Twitter / X — their API has strict rate limits. 500 requests per 15 minutes for most endpoints. Hit the limit — you get a 429 Too Many Requests response. Your app has to wait.

GitHub API — 5,000 requests per hour for authenticated users. 60 per hour for unauthenticated. This is why scrapers use API keys — to get the higher limit.

Stripe — rate limits vary by endpoint. Some endpoints allow 100 requests per second. Others much less. Their docs tell you exactly what to expect.

Cloudflare — applies rate limiting at the DNS level before traffic even reaches your servers. A DDoS attack sending millions of requests — Cloudflare blocks most of it before your server ever sees it.

This is why the API Gateway and DNS layers matter so much.
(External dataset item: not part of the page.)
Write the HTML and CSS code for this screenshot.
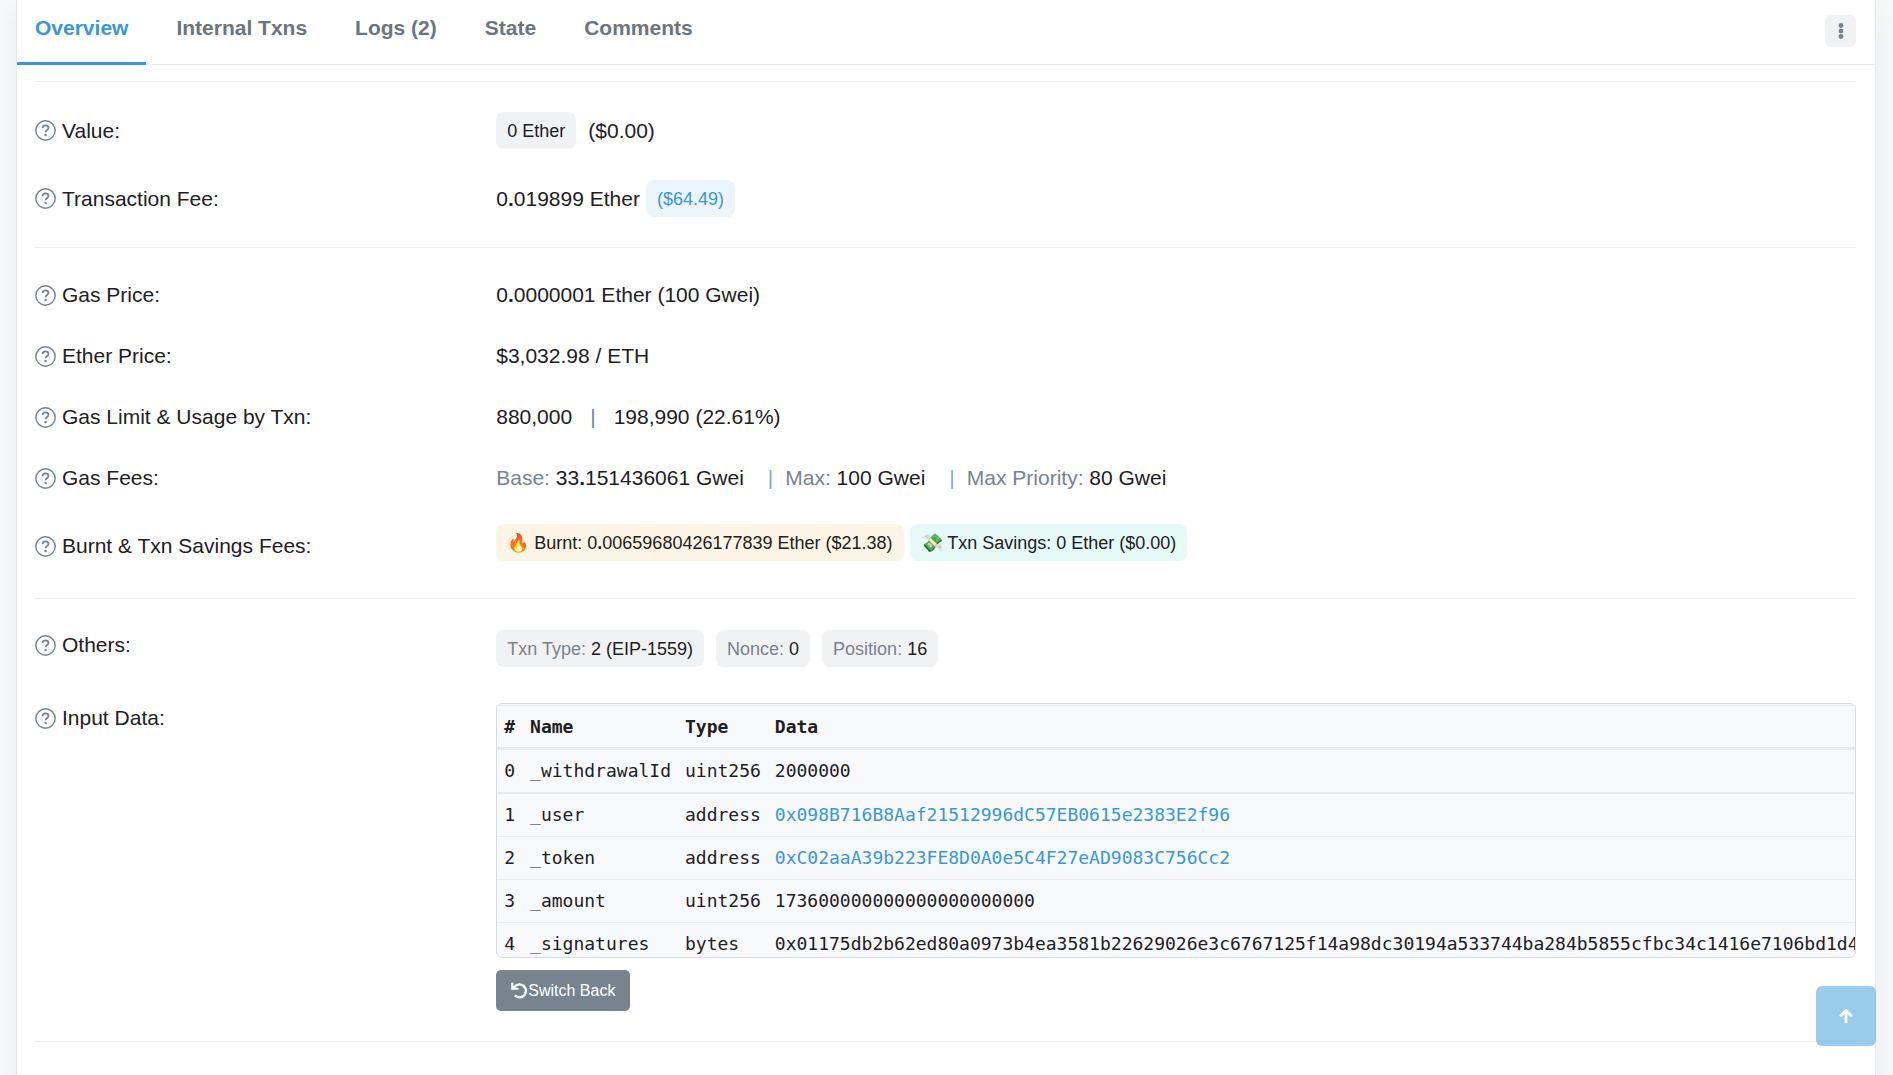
FILE: index.html
```html
<!DOCTYPE html>
<html lang="en">
<head>
<meta charset="utf-8">
<meta name="viewport" content="width=device-width, initial-scale=1">
<title>Transaction Details</title>
<link rel="stylesheet" href="styles.css">
</head>
<body>
<svg class="sprite" aria-hidden="true">
  <symbol id="help" viewBox="0 0 20 20">
    <circle cx="10" cy="10" r="9.2" fill="none" stroke="currentColor" stroke-width="1.4"/>
    <path d="M7.2 7.7C7.3 6 8.5 5.1 10 5.1c1.6 0 2.8 1 2.8 2.4 0 2-2.7 2.1-2.7 4.1" fill="none" stroke="currentColor" stroke-width="1.7"/>
    <circle cx="10.1" cy="14.2" r="1.2" fill="currentColor"/>
  </symbol>
</svg>
<main class="card">
  <header class="card-header">
    <nav class="tabs">
      <a class="tab active" href="#overview">Overview</a>
      <a class="tab" href="#internal">Internal Txns</a>
      <a class="tab" href="#logs">Logs (2)</a>
      <a class="tab" href="#state">State</a>
      <a class="tab" href="#comments">Comments</a>
    </nav>
    <button class="menu-button" type="button" aria-label="More options">
      <svg width="6" height="18" viewBox="0 0 6 18" fill="currentColor"><circle cx="3" cy="3.5" r="2.4"/><circle cx="3" cy="9" r="2.4"/><circle cx="3" cy="14.5" r="2.4"/></svg>
    </button>
  </header>
  <div class="card-body" id="overview">
    <section class="group">
      <div class="row">
        <div class="label"><svg class="help"><use href="#help"/></svg>Value:</div>
        <div class="value"><span class="tag tag-gray">0 Ether</span><span class="after-tag">($0.00)</span></div>
      </div>
      <div class="row">
        <div class="label"><svg class="help"><use href="#help"/></svg>Transaction Fee:</div>
        <div class="value"><span>0<b>.</b>019899 Ether</span><span class="tag tag-blue">($64.49)</span></div>
      </div>
    </section>
    <section class="group group-gas">
      <div class="row">
        <div class="label"><svg class="help"><use href="#help"/></svg>Gas Price:</div>
        <div class="value"><span>0<b>.</b>0000001 Ether (100 Gwei)</span></div>
      </div>
      <div class="row">
        <div class="label"><svg class="help"><use href="#help"/></svg>Ether Price:</div>
        <div class="value">$3,032.98 / ETH</div>
      </div>
      <div class="row">
        <div class="label"><svg class="help"><use href="#help"/></svg>Gas Limit &amp; Usage by Txn:</div>
        <div class="value usage"><span>880,000</span><span class="muted">|</span><span>198,990 (22.61%)</span></div>
      </div>
      <div class="row">
        <div class="label"><svg class="help"><use href="#help"/></svg>Gas Fees:</div>
        <div class="value fees">
          <span><span class="muted">Base:</span> 33<b>.</b>151436061 Gwei</span>
          <span class="fee"><span class="bar">|</span><span><span class="muted">Max:</span> 100 Gwei</span></span>
          <span class="fee"><span class="bar">|</span><span><span class="muted">Max Priority:</span> 80 Gwei</span></span>
        </div>
      </div>
      <div class="row row-end">
        <div class="label"><svg class="help"><use href="#help"/></svg>Burnt &amp; Txn Savings Fees:</div>
        <div class="value"><span class="tag tag-orange">🔥 Burnt: 0<b>.</b>00659680426177839 Ether ($21.38)</span><span class="tag tag-teal">💸 Txn Savings: 0 Ether ($0.00)</span></div>
      </div>
    </section>
    <section class="group group-data">
      <div class="row row-start">
        <div class="label"><svg class="help"><use href="#help"/></svg>Others:</div>
        <div class="value others">
          <span class="tag tag-gray"><span class="muted">Txn Type:</span> 2 (EIP-1559)</span>
          <span class="tag tag-gray"><span class="muted">Nonce:</span> 0</span>
          <span class="tag tag-gray"><span class="muted">Position:</span> 16</span>
        </div>
      </div>
      <div class="row row-start">
        <div class="label"><svg class="help"><use href="#help"/></svg>Input Data:</div>
        <div class="input-data">
          <div class="data-box">
            <table class="data-table">
              <thead><tr><th>#</th><th>Name</th><th>Type</th><th>Data</th></tr></thead>
              <tbody>
                <tr><td>0</td><td>_withdrawalId</td><td>uint256</td><td>2000000</td></tr>
                <tr><td>1</td><td>_user</td><td>address</td><td><a href="#user">0x098B716B8Aaf21512996dC57EB0615e2383E2f96</a></td></tr>
                <tr><td>2</td><td>_token</td><td>address</td><td><a href="#token">0xC02aaA39b223FE8D0A0e5C4F27eAD9083C756Cc2</a></td></tr>
                <tr><td>3</td><td>_amount</td><td>uint256</td><td>173600000000000000000000</td></tr>
                <tr><td>4</td><td>_signatures</td><td>bytes</td><td>0x01175db2b62ed80a0973b4ea3581b22629026e3c6767125f14a98dc30194a533744ba284b5855cfbc34c1416e7106bd1d4</td></tr>
              </tbody>
            </table>
          </div>
          <button class="switch-button" type="button"><svg width="17" height="17" viewBox="0 0 16 16" fill="none" stroke="currentColor"><path d="M2.8 5.2A6.1 6.1 0 1 1 3.6 12.6" stroke-width="2.2"/><path d="M1.2 .6V6.4H7" stroke-width="2"/><path d="M1.2 6.4V2.6L5 6.4Z" fill="currentColor" stroke="none"/></svg>Switch Back</button>
        </div>
      </div>
    </section>
  </div>
</main>
<a class="to-top" href="#overview" aria-label="Back to top"><svg width="14" height="16" viewBox="0 0 14 16" fill="none" stroke="currentColor" stroke-width="2.8"><path d="M7 15V2.6M1.2 8.2L7 2.4l5.8 5.8"/></svg></a>
</body>
</html>
```
FILE: styles.css
```css
* { box-sizing: border-box; }

body {
  margin: 0;
  padding: 0 17px 0 16px;
  background: #f8f9fa;
  color: #1e2022;
  font-family: "Liberation Sans", Arial, sans-serif;
  font-size: 21px;
  line-height: 30px;
}

a { color: #3498db; text-decoration: none; }
button { font: inherit; border: 0; cursor: pointer; }

.sprite { display: none; }

.card {
  min-height: 100vh;
  background: #fff;
  border: solid #e7eaf3;
  border-width: 0 1px;
  box-shadow: 0 10px 28px rgba(140, 152, 164, .15);
}

.card-header {
  display: flex;
  align-items: flex-start;
  justify-content: space-between;
  padding-right: 19px;
  border-bottom: 1px solid #e7eaf3;
}

.tabs { display: flex; gap: 12px; margin-bottom: -1px; }

.tab {
  padding: 13px 18px 19px;
  border-bottom: 3px solid transparent;
  color: #6c757e;
  font-weight: 700;
}
.tab.active { color: #3498db; border-color: #3498db; }

.menu-button {
  display: flex;
  align-items: center;
  justify-content: center;
  width: 31px;
  height: 32px;
  margin-top: 15px;
  padding: 0;
  border-radius: 6px;
  background: #f1f2f4;
  color: #77838f;
}

.card-body { padding: 16px 19px 60px 18px; }

.group {
  display: flex;
  flex-direction: column;
  gap: 31px;
  padding: 30px 0;
  border-top: 1px solid #eceef1;
}
.group-gas { padding: 32px 0 37px; }
.group-data { gap: 36px; padding-top: 31px; border-bottom: 1px solid #eceef1; }

.row {
  display: grid;
  grid-template-columns: 1fr 3fr;
  column-gap: 8px;
  align-items: center;
}
.row-start { align-items: start; }
.row-end { align-items: end; }
.row > * { min-width: 0; }

.label { display: flex; align-items: center; gap: 6px; }
.help { width: 21px; height: 21px; color: #77838f; overflow: visible; }

.value { display: flex; flex-wrap: wrap; align-items: center; gap: 6px; }
.after-tag { padding-left: 6px; }
.usage { gap: 18px; }
.fees { gap: 24px; }
.fee { display: flex; gap: 12px; }
.others { gap: 12px; }

.muted { color: #77838f; }
.bar { color: #7fa8c9; }

.tag {
  padding: 4px 11px 3px;
  border-radius: 8px;
  font-size: 18px;
}
.tag-gray { background: #f1f2f4; }
.tag-blue { background: #ebf5fb; color: #3498db; }
.tag-orange { background: #fcf5e5; }
.tag-teal { background: #e5f9f7; }

.input-data {
  display: flex;
  flex-direction: column;
  align-items: flex-start;
  gap: 12px;
}

.data-box {
  width: 100%;
  max-height: 255px;
  padding-top: 1px;
  overflow: hidden;
  border: 1px solid #d5dae2;
  border-radius: 6px;
  background: #f8f9fb;
}

.data-table {
  width: 100%;
  border-spacing: 0;
  font-family: "DejaVu Sans Mono", monospace;
  font-size: 18px;
  line-height: 28px;
  white-space: nowrap;
}
.data-table th,
.data-table td {
  padding: 7px 7px 7px 7px;
  border-top: 1px solid #e7eaf3;
  text-align: left;
}
.data-table th:first-child,
.data-table td:first-child { padding-right: 8px; }
.data-table th:last-child,
.data-table td:last-child { width: 100%; }
.data-table th { padding-bottom: 6px; border-bottom: 2px solid #e7eaf3; }
.data-table tbody tr:first-child td { border-bottom: 1px solid #e7eaf3; }

.switch-button {
  display: flex;
  align-items: center;
  height: 41px;
  padding: 0 15px;
  border-radius: 5px;
  background: #77838f;
  color: #fff;
  font-size: 16px;
}

.to-top {
  position: fixed;
  right: 17px;
  bottom: 29px;
  display: flex;
  align-items: center;
  justify-content: center;
  width: 60px;
  height: 60px;
  border-radius: 6px;
  background: rgba(52, 152, 219, .5);
  color: #fff;
}
```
Rate limiting at the edge is always better than rate limiting deep in your stack.

✅ When You Need It

You need rate limiting the moment you expose anything to the internet.

That is not an exaggeration. An API with no rate limiting is an API waiting to be abused.

Use it when:

You have a public API
You are charging per request and need to enforce quotas
You want to protect against DDoS attacks
You want to stop one buggy client from taking down your service for everyone else
You have login endpoints that could be brute-forced

The response code when you block someone is always 429 Too Many Requests. Include a Retry-After header. Tell them when they can try again. Do not just drop the request silently — that is rude and makes debugging impossible.

Engineers setting up CI/CD pipelines should test rate limiting as part of their pipeline. A load test that hits the rate limit and confirms a 429 is returned — not a 500 — is a good test to have.

Before You Go

Our server went down because we launched without rate limiting.

We fixed it in two hours. Added rate limits at the API Gateway. Deployed. Everything was stable again.

The bot was still there. Sending thousands of requests per minute. But now it was just getting 429 responses. Our server did not care. Our real users had no idea anything had happened.

That is the point of rate limiting. Not to stop people. To stop people from hurting everyone else.

Numbers and examples in this post are based on public data as of 2025.